222 N.E.2d 862 | Mass. | 1967
COMMONWEALTH
vs.
ABBOTT ENGINEERING, INCORPORATED & another.
Supreme Judicial Court of Massachusetts, Suffolk.
Present: WILKINS, C.J., SPALDING, WHITTEMORE, CUTTER, SPIEGEL, & REARDON, JJ.
Manuel Katz (Daniel Klubock with him) for the defendants.
Warren K. Kaplan, Assistant Attorney General (James B. Krasnoo, Special Assistant Attorney General, with him), for the Commonwealth.
WHITTEMORE, J.
These are appeals under G.L.c. 278, §§ 33A-33G, and bills of exceptions by the defendants Abbott Engineering, Incorporated (Abbott), and Charles A. Mogavero who were convicted under eleven indictments for larceny. The indictments, returned on February 12, 1965, alleged that the defendants, through a series of false representations made during 1959 and 1960, fraudulently obtained from Herschel H. Allen and Edward J. Donnelly, co-partners, doing business as the J.E. Greiner Company (Greiner) of Baltimore, Maryland, sums totaling $89,605.03. The indictments alleged also that the "Massachusetts Port Authority ... had general and special property" in the funds and that it had "actual and constructive possession" of them.
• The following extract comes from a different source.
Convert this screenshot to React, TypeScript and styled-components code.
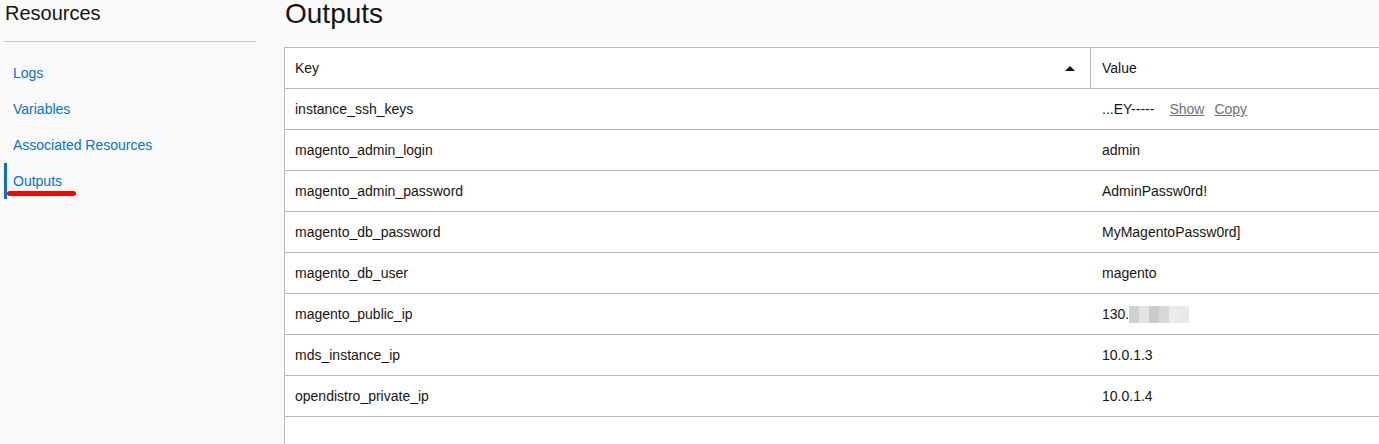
import React from "react";
import styled, { createGlobalStyle } from "styled-components";

const Global = createGlobalStyle`
  html, body { margin: 0; padding: 0; background: #fafafa; overflow: hidden; }
  body { font-family: "Liberation Sans", Arial, sans-serif; color: #161513; }
`;

const Page = styled.div`
  display: flex;
  gap: 28px;
  height: 444px;
`;

const Sidebar = styled.aside`
  width: 252px;
  margin-left: 4px;
  flex-shrink: 0;
`;

const SideTitle = styled.h2`
  margin: 0;
  padding: 0 0 15px 1px;
  font-size: 20px;
  line-height: 26px;
  font-weight: normal;
  border-bottom: 1px solid #c4c6c9;
`;

const NavList = styled.nav`
  margin-top: 13px;
  display: flex;
  flex-direction: column;
`;

const NavItem = styled.a<{ $active?: boolean }>`
  position: relative;
  display: flex;
  align-items: center;
  height: 36px;
  padding-left: 6px;
  font-size: 14px;
  color: #0572ce;
  text-decoration: none;
  border-left: 3px solid ${(p) => (p.$active ? "#0572ce" : "transparent")};
`;

const Annotation = styled.span`
  position: absolute;
  left: 0px;
  top: 28px;
  width: 69px;
  height: 5px;
  border-radius: 3px;
  background: #ff0000;
`;

const Main = styled.main`
  flex: 1;
  display: flex;
  flex-direction: column;
  min-width: 0;
`;

const Title = styled.h1`
  margin: 0 0 20px 1px;
  font-size: 28px;
  line-height: 27px;
  font-weight: normal;
`;

const Panel = styled.div`
  flex: 1;
  background: #ffffff;
  border-left: 1px solid #b5b8bd;
  border-top: 1px solid #b5b8bd;
`;

const Row = styled.div`
  display: grid;
  grid-template-columns: 805px 1fr;
  height: 40px;
  border-bottom: 1px solid #b5b8bd;
  font-size: 14px;
`;

const Cell = styled.div<{ $sep?: boolean }>`
  display: flex;
  align-items: center;
  padding-left: ${(p) => (p.$sep ? "11px" : "10px")};
  border-left: ${(p) => (p.$sep ? "1px solid #b5b8bd" : "none")};
  position: relative;
`;

const ValueCell = styled.div`
  display: flex;
  align-items: center;
  padding-left: 12px;
`;

const SortArrow = styled.span`
  position: absolute;
  right: 15px;
  top: 18px;
  width: 0;
  height: 0;
  border-left: 5px solid transparent;
  border-right: 5px solid transparent;
  border-bottom: 5px solid #161513;
`;

const ActionLink = styled.a<{ $first?: boolean }>`
  color: #6f6f6f;
  text-decoration: underline;
  margin-left: ${(p) => (p.$first ? "15px" : "10px")};
`;

const Blur = styled.span`
  display: inline-flex;
  height: 17px;
  margin-top: 1px;
`;

const BlurBlock = styled.span<{ $c: string }>`
  width: 10px;
  height: 17px;
  background: ${(p) => p.$c};
`;

const rows: [string, React.ReactNode][] = [
  [
    "instance_ssh_keys",
    <>
      ...EY-----
      <ActionLink $first>Show</ActionLink>
      <ActionLink>Copy</ActionLink>
    </>,
  ],
  ["magento_admin_login", "admin"],
  ["magento_admin_password", "AdminPassw0rd!"],
  ["magento_db_password", "MyMagentoPassw0rd]"],
  ["magento_db_user", "magento"],
  [
    "magento_public_ip",
    <>
      130.
      <Blur>
        {["#d2d1d1", "#e4e4e5", "#cbcbca", "#d9d8d8", "#ebebe9", "#e9e9ea"].map((c, i) => (
          <BlurBlock key={i} $c={c} />
        ))}
      </Blur>
    </>,
  ],
  ["mds_instance_ip", "10.0.1.3"],
  ["opendistro_private_ip", "10.0.1.4"],
];

export default function App() {
  return (
    <>
      <Global />
      <Page>
        <Sidebar>
          <SideTitle>Resources</SideTitle>
          <NavList>
            <NavItem>Logs</NavItem>
            <NavItem>Variables</NavItem>
            <NavItem>Associated Resources</NavItem>
            <NavItem $active>
              Outputs
              <Annotation />
            </NavItem>
          </NavList>
        </Sidebar>
        <Main>
          <Title>Outputs</Title>
          <Panel>
            <Row>
              <Cell>
                Key
                <SortArrow />
              </Cell>
              <Cell $sep>Value</Cell>
            </Row>
            {rows.map(([k, v]) => (
              <Row key={k}>
                <Cell>{k}</Cell>
                <ValueCell>{v}</ValueCell>
              </Row>
            ))}
          </Panel>
        </Main>
      </Page>
    </>
  );
}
The evidence tended to show that during 1959 and 1960 Mogavero was chairman of the board of directors of Abbott, Ralph S. Carr was its president, and Mogavero's wife, who had never been active in the affairs of the corporation, held all of the stock. Mogavero managed all the corporation's financial affairs and the procurement of contracts. Abbott entered into a cost-plus contract with Greiner on March 16, 1959, to do certain design work for Greiner in connection with a cost-plus contract of February 12, 1959, between Greiner and the Massachusetts Port Authority.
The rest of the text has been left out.